CAC culinary arts alum Aaron Encinas returns as head chef of CAC’s dining operations
By Guy Harrison, Media & Marketing Specialist
PINAL COUNTY, Ariz. - The phrase, "Beginning every day from scratch," is embroidered on the left sleeve of Aaron Encinas's Central Arizona College chef jacket. When he explains his vision as head chef of CAC's dining operations under the umbrella of its new partner, A'viands, one gets the sense that the aforementioned phrase will serve as the inspiration for the entire operation and isn't just another marketing catchphrase.
"Everything we make will be made from scratch," Encinas says, using hand-pressed burgers available at CAC's dining locations as an example. "We'll use more flavor compounds and give our customers a fresh, quality product."
If Encinas sounds like a seasoned chef, it's because he has enjoyed an accomplished culinary career, the foundation for which was laid at CAC.
"The culinary arts program at CAC definitely prepares you," Encinas says. "Everything I learned, I still use on a regular basis: knife skills, kitchen etiquette.

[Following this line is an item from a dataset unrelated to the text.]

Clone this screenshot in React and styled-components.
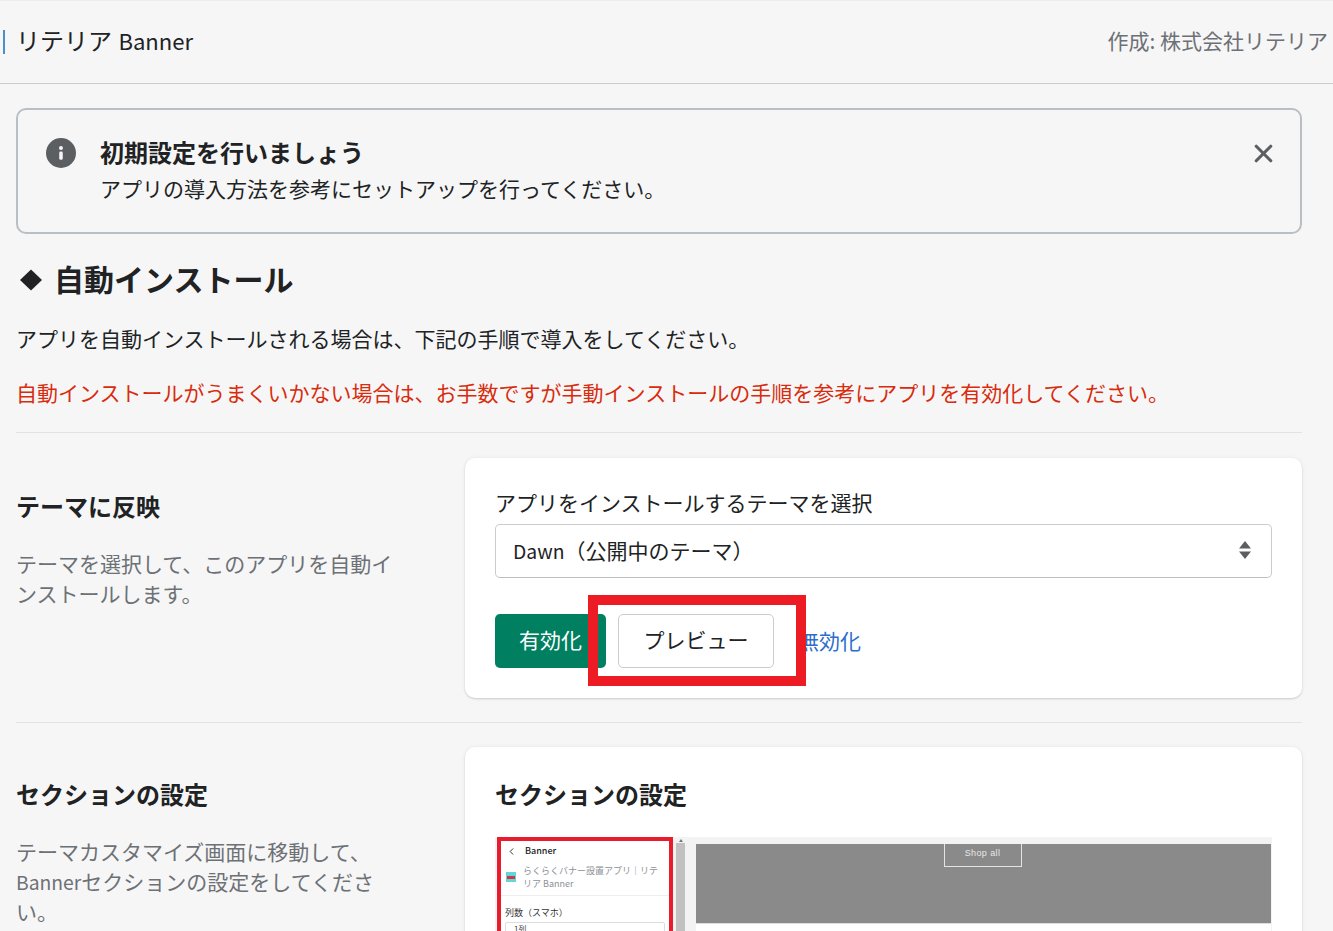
import React from "react";
import styled, { createGlobalStyle } from "styled-components";
import { ChevronLeft, X } from "lucide-react";

const Global = createGlobalStyle`
  html, body {
    margin: 0;
    height: 931px;
    overflow: hidden;
    background: #f6f6f7;
  }
  * { box-sizing: border-box; }
  body {
    font-family: "Noto Sans CJK JP", "Noto Sans", sans-serif;
    color: #202223;
  }
`;

const Page = styled.div`
  border-top: 1px solid #ececec;
`;

const Header = styled.header`
  height: 83px;
  border-bottom: 1px solid #c9cccf;
  display: flex;
  justify-content: space-between;
  align-items: center;
  padding: 0 5px 4px 3px;
`;

const AppName = styled.div`
  display: flex;
  align-items: center;
  font-size: 24px;
  line-height: 26px;
  white-space: pre;
  &::before {
    content: "";
    width: 2px;
    height: 24px;
    background: #4a90c8;
    margin-right: 11px;
    position: relative;
    top: 2px;
  }
`;

const Latin = styled.span`
  display: inline-block;
  font-size: 0.92em;
  line-height: 1;
  margin-left: ${(p) => p.$ml || 0}px;
`;

const Author = styled.div`
  font-size: 21px;
  color: #6d7175;
`;

const Main = styled.main`
  width: 1286px;
  margin-left: 16px;
  padding-top: 24px;
`;

const Notice = styled.div`
  height: 126px;
  border: 2px solid #babfc3;
  border-radius: 10px;
  display: flex;
  padding: 28px 28px 0 28px;
`;

const InfoDot = styled.div`
  width: 30px;
  height: 30px;
  border-radius: 50%;
  background: #5c5f62;
  flex: none;
  color: #f6f6f7;
  display: flex;
  align-items: center;
  justify-content: center;
`;

const NoticeBody = styled.div`
  flex: 1;
  margin: -2px 0 0 24px;
`;

const NoticeTitle = styled.div`
  font-size: 24px;
  font-weight: 700;
  line-height: 32px;
`;

const NoticeText = styled.div`
  font-size: 21px;
  line-height: 36px;
  margin-top: 2px;
`;

const CloseBtn = styled.div`
  color: #5c5f62;
  height: 30px;
  display: flex;
  align-items: center;
  margin-right: -6px;
`;

const Title = styled.h1`
  font-size: 30px;
  line-height: 40px;
  font-weight: 700;
  margin: 24px 0 0;
  display: flex;
  align-items: center;
  gap: 11px;
  padding-left: 3px;
  svg {
    margin-top: 4px;
  }
`;

const Para = styled.p`
  font-size: 21px;
  line-height: 30px;
  margin: ${(p) => p.$mt}px 0 0;
  color: ${(p) => (p.$red ? "#d82c0d" : "#202223")};
  white-space: nowrap;
`;

const Divider = styled.hr`
  border: 0;
  border-top: 1px solid #e1e3e5;
  margin: ${(p) => p.$mt}px 0 0;
`;

const Section = styled.section`
  display: grid;
  grid-template-columns: 449px 837px;
  padding-top: ${(p) => p.$top}px;
`;

const SideTitle = styled.h2`
  font-size: 24px;
  line-height: 32px;
  font-weight: 700;
  margin: ${(p) => p.$mt}px 0 0;
`;

const SideText = styled.p`
  font-size: 21px;
  line-height: 30px;
  color: #6d7175;
  margin: 26px 0 0;
  width: 380px;
`;

const Card = styled.div`
  background: #fff;
  border-radius: 10px;
  box-shadow: 0 0 5px rgba(23, 24, 24, 0.05), 0 1px 2px rgba(0, 0, 0, 0.15);
  padding: ${(p) => p.$pad};
  height: ${(p) => p.$h};
`;

const Label = styled.div`
  font-size: 21px;
  line-height: 30px;
`;

const Select = styled.div`
  height: 54px;
  margin-top: 7px;
  border: 1px solid #c9cccf;
  border-bottom-color: #babfc3;
  border-radius: 5px;
  display: flex;
  align-items: center;
  justify-content: space-between;
  padding: 0 19px 2px 17px;
  font-size: 21px;
`;

const Actions = styled.div`
  position: relative;
  display: flex;
  align-items: center;
  gap: 12px;
  margin-top: 36px;
`;

const Button = styled.div`
  height: 54px;
  min-width: ${(p) => (p.$primary ? 111 : 156)}px;
  padding-bottom: 4px;
  border-radius: 5px;
  font-size: 21px;
  display: flex;
  align-items: center;
  justify-content: center;
  background: ${(p) => (p.$primary ? "#008060" : "#fff")};
  color: ${(p) => (p.$primary ? "#fff" : "#202223")};
  border: ${(p) => (p.$primary ? "none" : "1px solid #c9cccf")};
`;

const LinkBtn = styled.div`
  font-size: 21px;
  color: #2c6ecb;
  margin: 0 0 2px 12px;
`;

const Highlight = styled.div`
  position: absolute;
  left: 93px;
  top: -19px;
  width: 218px;
  height: 91px;
  border: 10px solid #ed1c24;
`;

const CardTitle = styled.h2`
  font-size: 24px;
  line-height: 32px;
  font-weight: 700;
  margin: 0;
`;

const Shot = styled.div`
  height: 130px;
  margin-top: 27px;
  background: #f3f3f3;
  display: flex;
  overflow: hidden;
`;

const ShotPanel = styled.div`
  width: 176px;
  margin-left: 2px;
  flex: none;
  height: 140px;
  border: 4px solid #e81c2c;
  background: #fff;
  padding: 3px 0 0;
  color: #444;
`;

const ShotHead = styled.div`
  display: flex;
  align-items: center;
  font-size: 9px;
  line-height: 14px;
  font-weight: 500;
  color: #202223;
  padding-left: 5px;
  gap: 8px;
`;

const ShotApp = styled.div`
  display: flex;
  align-items: center;
  gap: 7px;
  padding: 6px 6px 5px 5px;
  font-size: 9px;
  line-height: 13px;
  color: #8c9196;
  border-bottom: 1px solid #eee;
`;

const ShotIcon = styled.div`
  width: 10px;
  height: 10px;
  background: #63d6d8;
  flex: none;
  display: flex;
  align-items: center;
  padding: 0 1px;
  &::before {
    content: "";
    width: 100%;
    height: 3px;
    background: #d8324a;
  }
`;

const ShotLabel = styled.div`
  font-size: 9px;
  line-height: 14px;
  padding: 10px 0 2px 4px;
  color: #333;
`;

const ShotSelect = styled.div`
  margin: 0 4px;
  height: 20px;
  border: 1px solid #ddd;
  border-radius: 2px;
  font-size: 8px;
  padding-left: 8px;
`;

const Scrollbar = styled.div`
  width: 9px;
  margin-left: 3px;
  flex: none;
  display: flex;
  flex-direction: column;
  align-items: center;
  padding-top: 2px;
  &::before {
    content: "";
    border: 2.5px solid transparent;
    border-top: 0;
    border-bottom: 3px solid #777;
    margin-bottom: 1px;
  }
  &::after {
    content: "";
    flex: 1;
    align-self: stretch;
    background: #c1c1c1;
  }
`;

const ShotPreview = styled.div`
  flex: 1;
  margin: 7px 1px 0 11px;
  background: #fff;
`;

const Hero = styled.div`
  height: 80px;
  background: #8a8a8a;
  display: flex;
  justify-content: center;
  border-bottom: 1px solid #ddd;
`;

const ShopBtn = styled.div`
  width: 78px;
  height: 23px;
  margin-right: 2px;
  border: 1px solid #e4e4e4;
  border-top: 0;
  color: #e8e8e8;
  font-size: 9px;
  line-height: 18px;
  text-align: center;
  font-family: "Liberation Sans", sans-serif;
  letter-spacing: 0.4px;
`;

export default function App() {
  return (
    <Page>
      <Global />
      <Header>
        <AppName>
          リテリア <Latin $ml={1}>Banner</Latin>
        </AppName>
        <Author>作成: 株式会社リテリア</Author>
      </Header>
      <Main>
        <Notice>
          <InfoDot>
            <svg width="22" height="22" viewBox="0 0 20 20" fill="currentColor">
              <circle cx="10" cy="5.4" r="1.8" />
              <rect x="8.4" y="8.6" width="3.2" height="7.6" rx="1.3" />
            </svg>
          </InfoDot>
          <NoticeBody>
            <NoticeTitle>初期設定を行いましょう</NoticeTitle>
            <NoticeText>アプリの導入方法を参考にセットアップを行ってください。</NoticeText>
          </NoticeBody>
          <CloseBtn>
            <X size={29} strokeWidth={2.6} />
          </CloseBtn>
        </Notice>

        <Title>
          <svg width="24" height="24" viewBox="0 0 24 24" fill="#202223">
            <path d="M12 1.5 23 12 12 22.5 1 12z" />
          </svg>
          自動インストール
        </Title>
        <Para $mt={25}>アプリを自動インストールされる場合は、下記の手順で導入をしてください。</Para>
        <Para $mt={24} $red>
          自動インストールがうまくいかない場合は、お手数ですが手動インストールの手順を参考にアプリを有効化してください。
        </Para>
        <Divider $mt={25} />

        <Section $top={25}>
          <div>
            <SideTitle $mt={32}>テーマに反映</SideTitle>
            <SideText>テーマを選択して、このアプリを自動インストールします。</SideText>
          </div>
          <Card $pad="29px 30px 0" $h="240px">
            <Label>アプリをインストールするテーマを選択</Label>
            <Select>
              <span>
                <Latin>Dawn</Latin>（公開中のテーマ）
              </span>
              <svg width="14" height="20" viewBox="0 0 14 20" fill="#5c5f62">
                <path d="M7 1 13 8.5H1zM1 11.5H13L7 19z" />
              </svg>
            </Select>
            <Actions>
              <Button $primary>有効化</Button>
              <Button>プレビュー</Button>
              <LinkBtn>無効化</LinkBtn>
              <Highlight />
            </Actions>
          </Card>
        </Section>

        <Divider $mt={24} />

        <Section $top={24}>
          <div>
            <SideTitle $mt={31}>セクションの設定</SideTitle>
            <SideText>
              テーマカスタマイズ画面に移動して、<Latin>Banner</Latin>セクションの設定をしてください。
            </SideText>
          </div>
          <Card $pad="31px 30px 0" $h="220px">
            <CardTitle>セクションの設定</CardTitle>
            <Shot>
              <ShotPanel>
                <ShotHead>
                  <ChevronLeft size={11} />
                  Banner
                </ShotHead>
                <ShotApp>
                  <ShotIcon />
                  <span>らくらくバナー設置アプリ｜リテリア Banner</span>
                </ShotApp>
                <ShotLabel>列数（スマホ）</ShotLabel>
                <ShotSelect>1列</ShotSelect>
              </ShotPanel>
              <Scrollbar />
              <ShotPreview>
                <Hero>
                  <ShopBtn>Shop all</ShopBtn>
                </Hero>
              </ShotPreview>
            </Shot>
          </Card>
        </Section>
      </Main>
    </Page>
  );
}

It opens your eyes and is a good icebreaker for anybody entering the field."
Upon completing his education at CAC, Encinas enrolled at Northern Arizona University located at CAC's Signal Peak Campus. From there, he dove head-first into a career in culinary arts, taking up apprenticeships with the American Culinary Federation and the Radisson chain of hotels.
The Casa Grande native never strayed too far from his hometown, however, becoming head chef at Creative Café on Trekell Road, all while serving as a youth football coach and line coach for Casa Grande Union High School's junior varsity football team for the last 10 years.

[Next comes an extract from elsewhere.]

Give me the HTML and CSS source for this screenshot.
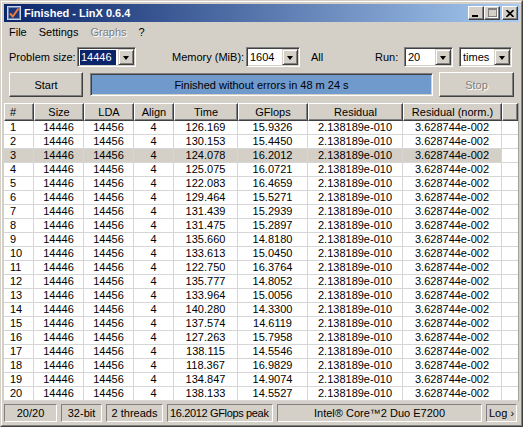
FILE: index.html
```html
<!DOCTYPE html>
<html>
<head>
<meta charset="utf-8">
<title>Finished - LinX 0.6.4</title>
<link rel="stylesheet" href="styles.css">
</head>
<body>
<div class="window">
  <div class="frame">
    <div class="titlebar">
      <svg class="app-icon" width="16" height="16" viewBox="0 0 16 16">
        <rect x="1.5" y="1.5" width="13" height="13" fill="#1b3777" stroke="#c9d3e6" stroke-width="1"/>
        <rect x="2.5" y="2.5" width="11" height="11" fill="none" stroke="#6f86b8" stroke-width="1"/>
        <path d="M4 8.5 L6.8 11.5 L12.5 3.5" fill="none" stroke="#f07a3a" stroke-width="2"/>
      </svg>
      <span class="title">Finished - LinX 0.6.4</span>
      <div class="caption-buttons">
        <span class="cap"><span class="glyph-min"></span></span>
        <span class="cap"><span class="glyph-max"></span></span>
        <span class="cap cap-close">
          <svg width="8" height="7" viewBox="0 0 8 7"><path d="M0.5 0 L7.5 7 M7.5 0 L0.5 7" stroke="#000" stroke-width="1.6"/></svg>
        </span>
      </div>
    </div>

    <div class="menubar">
      <span class="menu-item">File</span>
      <span class="menu-item">Settings</span>
      <span class="menu-item disabled">Graphs</span>
      <span class="menu-item">?</span>
    </div>

    <div class="toolbar">
      <span class="label lbl-size">Problem size:</span>
      <div class="combo combo-size"><span class="combo-text selected">14446</span><span class="combo-btn"></span></div>
      <span class="label lbl-mem">Memory (MiB):</span>
      <div class="combo combo-mem"><span class="combo-text">1604</span><span class="combo-btn"></span></div>
      <span class="label lbl-all">All</span>
      <span class="label lbl-run">Run:</span>
      <div class="combo combo-run"><span class="combo-text">20</span><span class="combo-btn"></span></div>
      <div class="combo combo-times"><span class="combo-text">times</span><span class="combo-btn"></span></div>
    </div>

    <div class="actions">
      <span class="btn btn-start">Start</span>
      <div class="progress">Finished without errors in 48 m 24 s</div>
      <span class="btn btn-stop disabled">Stop</span>
    </div>

    <div class="list">
      <table class="grid">
        <colgroup>
          <col class="c-num"><col class="c-size"><col class="c-lda"><col class="c-align"><col class="c-time"><col class="c-gflops"><col class="c-res"><col class="c-resn"><col class="c-fill">
        </colgroup>
        <thead>
          <tr><th class="left">#</th><th>Size</th><th>LDA</th><th>Align</th><th>Time</th><th>GFlops</th><th>Residual</th><th>Residual (norm.)</th><th class="fill"></th></tr>
        </thead>
        <tbody>
          <tr><td class="left">1</td><td>14446</td><td>14456</td><td>4</td><td>126.169</td><td>15.9326</td><td>2.138189e-010</td><td>3.628744e-002</td><td class="fill"></td></tr>
          <tr><td class="left">2</td><td>14446</td><td>14456</td><td>4</td><td>130.153</td><td>15.4450</td><td>2.138189e-010</td><td>3.628744e-002</td><td class="fill"></td></tr>
          <tr class="selected"><td class="left">3</td><td>14446</td><td>14456</td><td>4</td><td>124.078</td><td>16.2012</td><td>2.138189e-010</td><td>3.628744e-002</td><td class="fill"></td></tr>
          <tr><td class="left">4</td><td>14446</td><td>14456</td><td>4</td><td>125.075</td><td>16.0721</td><td>2.138189e-010</td><td>3.628744e-002</td><td class="fill"></td></tr>
          <tr><td class="left">5</td><td>14446</td><td>14456</td><td>4</td><td>122.083</td><td>16.4659</td><td>2.138189e-010</td><td>3.628744e-002</td><td class="fill"></td></tr>
          <tr><td class="left">6</td><td>14446</td><td>14456</td><td>4</td><td>129.464</td><td>15.5271</td><td>2.138189e-010</td><td>3.628744e-002</td><td class="fill"></td></tr>
          <tr><td class="left">7</td><td>14446</td><td>14456</td><td>4</td><td>131.439</td><td>15.2939</td><td>2.138189e-010</td><td>3.628744e-002</td><td class="fill"></td></tr>
          <tr><td class="left">8</td><td>14446</td><td>14456</td><td>4</td><td>131.475</td><td>15.2897</td><td>2.138189e-010</td><td>3.628744e-002</td><td class="fill"></td></tr>
          <tr><td class="left">9</td><td>14446</td><td>14456</td><td>4</td><td>135.660</td><td>14.8180</td><td>2.138189e-010</td><td>3.628744e-002</td><td class="fill"></td></tr>
          <tr><td class="left">10</td><td>14446</td><td>14456</td><td>4</td><td>133.613</td><td>15.0450</td><td>2.138189e-010</td><td>3.628744e-002</td><td class="fill"></td></tr>
          <tr><td class="left">11</td><td>14446</td><td>14456</td><td>4</td><td>122.750</td><td>16.3764</td><td>2.138189e-010</td><td>3.628744e-002</td><td class="fill"></td></tr>
          <tr><td class="left">12</td><td>14446</td><td>14456</td><td>4</td><td>135.777</td><td>14.8052</td><td>2.138189e-010</td><td>3.628744e-002</td><td class="fill"></td></tr>
          <tr><td class="left">13</td><td>14446</td><td>14456</td><td>4</td><td>133.964</td><td>15.0056</td><td>2.138189e-010</td><td>3.628744e-002</td><td class="fill"></td></tr>
          <tr><td class="left">14</td><td>14446</td><td>14456</td><td>4</td><td>140.280</td><td>14.3300</td><td>2.138189e-010</td><td>3.628744e-002</td><td class="fill"></td></tr>
          <tr><td class="left">15</td><td>14446</td><td>14456</td><td>4</td><td>137.574</td><td>14.6119</td><td>2.138189e-010</td><td>3.628744e-002</td><td class="fill"></td></tr>
          <tr><td class="left">16</td><td>14446</td><td>14456</td><td>4</td><td>127.263</td><td>15.7958</td><td>2.138189e-010</td><td>3.628744e-002</td><td class="fill"></td></tr>
          <tr><td class="left">17</td><td>14446</td><td>14456</td><td>4</td><td>138.115</td><td>14.5546</td><td>2.138189e-010</td><td>3.628744e-002</td><td class="fill"></td></tr>
          <tr><td class="left">18</td><td>14446</td><td>14456</td><td>4</td><td>118.367</td><td>16.9829</td><td>2.138189e-010</td><td>3.628744e-002</td><td class="fill"></td></tr>
          <tr><td class="left">19</td><td>14446</td><td>14456</td><td>4</td><td>134.847</td><td>14.9074</td><td>2.138189e-010</td><td>3.628744e-002</td><td class="fill"></td></tr>
          <tr><td class="left">20</td><td>14446</td><td>14456</td><td>4</td><td>138.133</td><td>14.5527</td><td>2.138189e-010</td><td>3.628744e-002</td><td class="fill"></td></tr>
        </tbody>
      </table>
    </div>

    <div class="statusbar">
      <span class="panel p-runs">20/20</span>
      <span class="panel p-bits">32-bit</span>
      <span class="panel p-threads">2 threads</span>
      <span class="panel p-peak">16.2012 GFlops peak</span>
      <span class="panel p-cpu">Intel® Core™2 Duo E7200</span>
      <span class="panel p-log">Log ›</span>
    </div>
  </div>
</div>
</body>
</html>
```

FILE: styles.css
```css
* { box-sizing: border-box; }

body {
  margin: 0;
  font-family: "Liberation Sans", Arial, sans-serif;
  font-size: 11px;
  color: #000;
  background: #d4d0c8;
}

.window {
  width: 523px;
  height: 427px;
  background: #d4d0c8;
  border: 1px solid;
  border-color: #d4d0c8 #404040 #404040 #d4d0c8;
}

.frame {
  height: 100%;
  border: 1px solid;
  border-color: #ffffff #808080 #808080 #ffffff;
  padding: 2px;
  display: flex;
  flex-direction: column;
}

/* Title bar */
.titlebar {
  height: 18px;
  flex: none;
  display: flex;
  align-items: center;
  padding: 0 1px 0 2px;
  background: linear-gradient(to right, #0a246a, #a6caf0);
  color: #fff;
  font-weight: bold;
}

.app-icon { flex: none; display: block; }

.title { margin-left: 2px; white-space: nowrap; }

.caption-buttons {
  margin-left: auto;
  display: flex;
  align-items: center;
}

.cap {
  width: 16px;
  height: 14px;
  background: #d4d0c8;
  border: 1px solid;
  border-color: #ffffff #404040 #404040 #ffffff;
  box-shadow: inset -1px -1px #808080;
  display: flex;
  align-items: center;
  justify-content: center;
}

.cap-close { margin-left: 2px; }

.glyph-min {
  width: 6px;
  height: 2px;
  background: #000;
  margin-top: 6px;
  margin-left: -2px;
}

.glyph-max {
  width: 9px;
  height: 9px;
  border: 1px solid #808080;
  border-top-width: 2px;
  box-shadow: 1px 1px #ffffff;
  margin-top: -1px;
}

/* Menu bar */
.menubar {
  height: 19px;
  flex: none;
  display: flex;
  align-items: center;
}

.menu-item { padding: 0 6px; }
.menu-item:first-child { padding-left: 5px; }
.menu-item.disabled { color: #808080; text-shadow: 1px 1px #ffffff; }

/* Toolbar row */
.toolbar {
  height: 20px;
  flex: none;
  margin-top: 6px;
  padding-left: 5px;
  display: flex;
  align-items: center;
}

.label { white-space: nowrap; flex: none; }
.lbl-size { width: 68px; }
.lbl-mem { width: 74px; margin-left: 36px; }
.lbl-all { width: 64px; margin-left: 11px; }
.lbl-run { width: 29px; }

.combo {
  height: 20px;
  flex: none;
  display: flex;
  align-items: stretch;
  background: #fff;
  border: 1px solid;
  border-color: #808080 #ffffff #ffffff #808080;
  box-shadow: inset 1px 1px #404040, inset -1px -1px #d4d0c8;
  padding: 1px;
}

.combo-size { width: 59px; }
.combo-mem { width: 54px; }
.combo-run { width: 49px; }
.combo-times { width: 53px; margin-left: 6px; }

.combo-text {
  flex: 1;
  padding-left: 2px;
  line-height: 16px;
  white-space: nowrap;
  overflow: hidden;
}

.combo-text.selected {
  background: #0a246a;
  color: #fff;
  margin: 1px 2px 0 1px;
  padding-left: 1px;
  line-height: 15px;
}

.combo-btn {
  width: 16px;
  flex: none;
  background: #d4d0c8;
  border: 1px solid;
  border-color: #d4d0c8 #404040 #404040 #d4d0c8;
  box-shadow: inset 1px 1px #ffffff, inset -1px -1px #808080;
  display: flex;
  align-items: center;
  justify-content: center;
}

.combo-btn::after {
  content: "";
  width: 0;
  height: 0;
  border-left: 3.5px solid transparent;
  border-right: 3.5px solid transparent;
  border-top: 4px solid #000;
  margin-top: 1px;
}

/* Action row */
.actions {
  height: 25px;
  flex: none;
  margin-top: 5px;
  padding-left: 5px;
  display: flex;
  align-items: center;
}

.btn {
  height: 25px;
  flex: none;
  display: flex;
  align-items: center;
  justify-content: center;
  background: #d4d0c8;
  border: 1px solid;
  border-color: #ffffff #404040 #404040 #ffffff;
  box-shadow: inset -1px -1px #808080;
}

.btn-start { width: 74px; }
.btn-stop { width: 75px; margin-left: 6px; }
.btn.disabled { color: #808080; text-shadow: 1px 1px #ffffff; }

.progress {
  width: 343px;
  height: 23px;
  flex: none;
  margin-left: 7px;
  display: flex;
  align-items: center;
  justify-content: center;
  background: #7099cc;
  border: 1px solid;
  border-color: #808080 #ffffff #ffffff #808080;
  box-shadow: inset 1px 1px #404040, inset -1px -1px #d4d0c8;
}

/* List */
.list {
  flex: none;
  margin-top: 6px;
  height: 298px;
  width: 515px;
  background: #fff;
  border-right: 1px solid #a0a0a0;
  overflow: hidden;
}

.grid {
  width: 514px;
  table-layout: fixed;
  border-collapse: separate;
  border-spacing: 0;
  font-size: 11px;
}

.c-num { width: 30px; }
.c-size { width: 50px; }
.c-lda { width: 50px; }
.c-align { width: 40px; }
.c-time { width: 64px; }
.c-gflops { width: 70px; }
.c-res { width: 95px; }
.c-resn { width: 99px; }
.c-fill { width: 16px; }

.grid th {
  height: 18px;
  padding: 0;
  font-weight: normal;
  text-align: center;
  white-space: nowrap;
  background: #d4d0c8;
  border: 1px solid;
  border-color: #ffffff #404040 #404040 #ffffff;
  box-shadow: inset -1px -1px #808080;
}

.grid td {
  height: 14px;
  padding: 0;
  line-height: 13px;
  text-align: center;
  white-space: nowrap;
  border-right: 1px solid #d6d6d6;
  border-bottom: 1px solid #d6d6d6;
}

.grid th.left { text-align: left; padding-left: 5px; }
.grid td.left { text-align: left; padding-left: 6px; }

.grid td.fill { border-right: none; }

.grid tr.selected td { background: #d4d0c8; }
.grid tr.selected td.fill { background: #fff; }

/* Status bar */
.statusbar {
  flex: none;
  height: 18px;
  margin-top: 3px;
  display: flex;
  gap: 4px;
}

.panel {
  flex: none;
  height: 18px;
  line-height: 16px;
  text-align: center;
  white-space: nowrap;
  overflow: hidden;
  border: 1px solid;
  border-color: #808080 #ffffff #ffffff #808080;
}

.p-runs { width: 53px; }
.p-bits { width: 41px; }
.p-threads { width: 57px; }
.p-peak { width: 106px; text-align: left; padding-left: 2px; letter-spacing: -0.35px; }
.p-cpu { width: 205px; }
.p-log { width: 31px; text-align: left; padding-left: 2px; }
```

"None of this would have happened without CAC. It shows that even from a two-year school, you can make big things happen."
So what do the college's students, faculty and staff have to look forward to from CAC's various dining options? In addition to fresh ingredients and artfully blended flavors, Encinas has introduced new options, such as a burrito bar to the dining hall at the Signal Peak Campus, and is in the process of gathering feedback from customers so that he and his staff can mold a menu that features options that patrons enjoy most.
All of this points to the pride Encinas takes in his work, pride that he literally wears on his sleeve.
"I'll be hands on, I won't just be sitting in the office. If I'm going to be the face of something, I want it to be good."